┌─ Given data
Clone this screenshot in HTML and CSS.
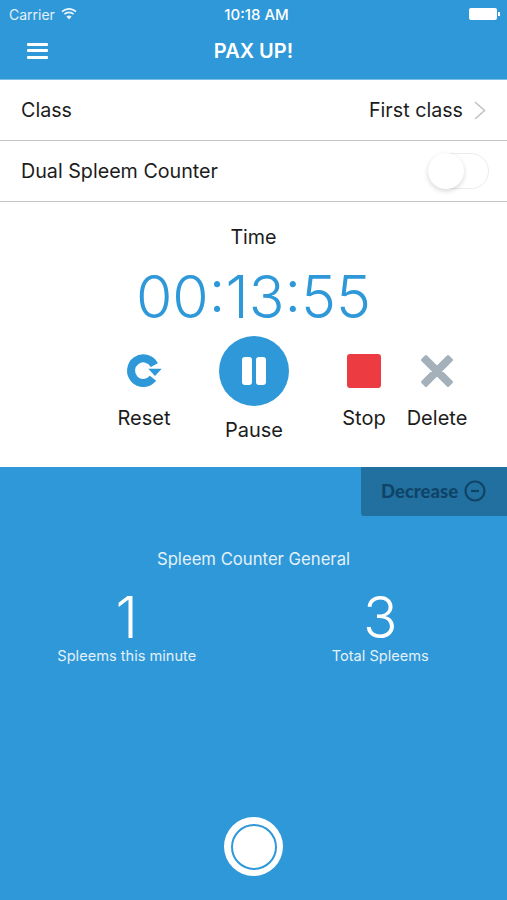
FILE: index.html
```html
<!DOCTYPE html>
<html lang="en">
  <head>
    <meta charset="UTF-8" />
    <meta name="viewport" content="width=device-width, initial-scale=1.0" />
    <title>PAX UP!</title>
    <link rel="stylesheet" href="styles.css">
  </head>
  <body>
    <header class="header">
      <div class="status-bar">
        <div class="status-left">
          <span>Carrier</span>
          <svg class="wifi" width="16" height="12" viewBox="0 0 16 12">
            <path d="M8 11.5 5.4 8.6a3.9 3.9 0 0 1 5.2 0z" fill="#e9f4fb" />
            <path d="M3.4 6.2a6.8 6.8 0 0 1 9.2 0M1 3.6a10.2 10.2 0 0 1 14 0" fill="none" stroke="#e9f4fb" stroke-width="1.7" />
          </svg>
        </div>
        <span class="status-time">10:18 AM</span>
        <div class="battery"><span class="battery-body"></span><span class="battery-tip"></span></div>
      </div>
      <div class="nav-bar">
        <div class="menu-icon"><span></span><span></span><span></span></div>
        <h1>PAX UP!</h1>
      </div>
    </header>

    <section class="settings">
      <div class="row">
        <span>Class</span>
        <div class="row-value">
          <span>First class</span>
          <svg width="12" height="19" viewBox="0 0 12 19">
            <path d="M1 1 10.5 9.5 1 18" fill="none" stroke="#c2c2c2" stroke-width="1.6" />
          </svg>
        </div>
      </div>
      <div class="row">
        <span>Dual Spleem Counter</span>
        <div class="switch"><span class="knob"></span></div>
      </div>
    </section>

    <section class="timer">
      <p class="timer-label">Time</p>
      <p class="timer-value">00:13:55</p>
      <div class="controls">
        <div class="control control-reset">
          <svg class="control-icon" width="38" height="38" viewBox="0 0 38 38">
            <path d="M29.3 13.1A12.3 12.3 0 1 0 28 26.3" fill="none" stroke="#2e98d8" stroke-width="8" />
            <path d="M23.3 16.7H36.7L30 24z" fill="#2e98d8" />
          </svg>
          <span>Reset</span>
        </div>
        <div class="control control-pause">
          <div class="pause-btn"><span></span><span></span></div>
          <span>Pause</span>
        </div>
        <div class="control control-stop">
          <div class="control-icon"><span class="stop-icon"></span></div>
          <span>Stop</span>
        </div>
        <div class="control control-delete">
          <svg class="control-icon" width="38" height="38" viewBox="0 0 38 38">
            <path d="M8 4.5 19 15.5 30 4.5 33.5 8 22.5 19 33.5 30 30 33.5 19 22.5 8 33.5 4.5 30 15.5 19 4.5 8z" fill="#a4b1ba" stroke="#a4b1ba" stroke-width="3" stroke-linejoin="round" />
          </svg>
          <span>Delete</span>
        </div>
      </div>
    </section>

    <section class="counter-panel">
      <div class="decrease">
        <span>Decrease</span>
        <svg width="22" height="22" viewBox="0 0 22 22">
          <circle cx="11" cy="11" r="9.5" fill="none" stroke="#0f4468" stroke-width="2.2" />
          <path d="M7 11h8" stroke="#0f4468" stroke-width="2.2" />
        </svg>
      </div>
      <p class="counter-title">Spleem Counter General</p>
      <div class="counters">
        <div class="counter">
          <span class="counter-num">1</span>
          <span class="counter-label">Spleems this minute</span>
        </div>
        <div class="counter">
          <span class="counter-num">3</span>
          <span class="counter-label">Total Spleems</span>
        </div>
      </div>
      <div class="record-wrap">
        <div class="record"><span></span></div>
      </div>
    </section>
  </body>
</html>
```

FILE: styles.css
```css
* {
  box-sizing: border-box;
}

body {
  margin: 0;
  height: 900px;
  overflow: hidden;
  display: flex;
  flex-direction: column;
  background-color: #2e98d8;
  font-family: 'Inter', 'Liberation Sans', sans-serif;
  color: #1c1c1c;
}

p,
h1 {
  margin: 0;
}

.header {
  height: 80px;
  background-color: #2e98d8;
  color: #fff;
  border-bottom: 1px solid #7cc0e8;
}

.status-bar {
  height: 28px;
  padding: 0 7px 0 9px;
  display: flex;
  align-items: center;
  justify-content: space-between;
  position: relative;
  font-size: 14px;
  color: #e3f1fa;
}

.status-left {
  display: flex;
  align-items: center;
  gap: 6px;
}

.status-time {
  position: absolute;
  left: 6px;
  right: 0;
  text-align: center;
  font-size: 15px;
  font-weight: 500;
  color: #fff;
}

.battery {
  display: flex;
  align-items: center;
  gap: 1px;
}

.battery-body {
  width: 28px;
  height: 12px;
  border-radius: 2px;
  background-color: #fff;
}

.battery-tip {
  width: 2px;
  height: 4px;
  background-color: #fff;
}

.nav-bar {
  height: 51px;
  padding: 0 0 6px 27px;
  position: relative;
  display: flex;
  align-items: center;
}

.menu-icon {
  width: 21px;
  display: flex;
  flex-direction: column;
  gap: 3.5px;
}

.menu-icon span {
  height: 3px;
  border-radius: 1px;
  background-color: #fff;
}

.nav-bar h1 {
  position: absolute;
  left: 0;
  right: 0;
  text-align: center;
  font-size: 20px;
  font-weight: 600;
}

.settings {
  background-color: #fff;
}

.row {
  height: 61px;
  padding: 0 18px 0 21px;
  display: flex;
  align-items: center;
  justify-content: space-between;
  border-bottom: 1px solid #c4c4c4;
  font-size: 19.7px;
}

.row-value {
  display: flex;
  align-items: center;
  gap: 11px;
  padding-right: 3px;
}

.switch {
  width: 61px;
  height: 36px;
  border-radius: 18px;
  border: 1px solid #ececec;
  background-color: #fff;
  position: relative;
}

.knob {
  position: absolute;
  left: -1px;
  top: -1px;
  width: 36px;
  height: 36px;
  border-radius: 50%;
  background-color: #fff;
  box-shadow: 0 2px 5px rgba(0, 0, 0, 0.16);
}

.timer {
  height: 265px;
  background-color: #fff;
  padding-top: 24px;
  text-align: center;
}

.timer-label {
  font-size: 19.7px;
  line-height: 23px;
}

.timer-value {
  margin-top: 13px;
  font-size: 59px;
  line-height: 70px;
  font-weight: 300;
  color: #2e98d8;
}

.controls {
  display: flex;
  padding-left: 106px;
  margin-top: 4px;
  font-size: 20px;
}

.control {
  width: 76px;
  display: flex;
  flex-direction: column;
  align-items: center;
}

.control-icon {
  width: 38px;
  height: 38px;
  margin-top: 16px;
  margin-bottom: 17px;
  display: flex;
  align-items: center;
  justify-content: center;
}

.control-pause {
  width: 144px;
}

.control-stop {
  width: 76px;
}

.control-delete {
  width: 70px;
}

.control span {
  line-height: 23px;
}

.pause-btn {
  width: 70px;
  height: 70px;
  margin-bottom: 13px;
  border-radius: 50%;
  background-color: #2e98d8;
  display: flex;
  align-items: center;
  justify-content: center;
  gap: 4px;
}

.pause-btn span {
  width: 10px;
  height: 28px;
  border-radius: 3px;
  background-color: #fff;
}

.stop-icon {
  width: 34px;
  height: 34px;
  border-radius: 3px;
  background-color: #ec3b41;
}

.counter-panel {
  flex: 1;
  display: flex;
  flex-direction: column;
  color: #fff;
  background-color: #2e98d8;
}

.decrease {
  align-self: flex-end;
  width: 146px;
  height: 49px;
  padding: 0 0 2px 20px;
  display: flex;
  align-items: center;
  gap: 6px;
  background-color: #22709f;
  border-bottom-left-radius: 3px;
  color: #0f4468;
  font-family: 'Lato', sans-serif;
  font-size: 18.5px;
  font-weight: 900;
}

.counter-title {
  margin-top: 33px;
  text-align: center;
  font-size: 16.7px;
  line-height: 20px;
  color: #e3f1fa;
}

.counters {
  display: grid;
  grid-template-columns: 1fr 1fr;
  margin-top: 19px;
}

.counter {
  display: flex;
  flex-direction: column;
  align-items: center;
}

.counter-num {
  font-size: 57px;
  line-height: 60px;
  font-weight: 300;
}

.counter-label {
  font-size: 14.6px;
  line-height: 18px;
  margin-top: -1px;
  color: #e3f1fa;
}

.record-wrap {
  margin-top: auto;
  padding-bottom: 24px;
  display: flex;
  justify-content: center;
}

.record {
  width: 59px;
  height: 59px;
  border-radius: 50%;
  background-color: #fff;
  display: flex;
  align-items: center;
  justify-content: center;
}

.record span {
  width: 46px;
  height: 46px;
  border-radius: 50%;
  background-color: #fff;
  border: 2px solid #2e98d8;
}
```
└─
Gather every line from the listing above in which "this" appears, and copy those lines.

Correct response:
Clone this screenshot in HTML and CSS.
          <span class="counter-label">Spleems this minute</span>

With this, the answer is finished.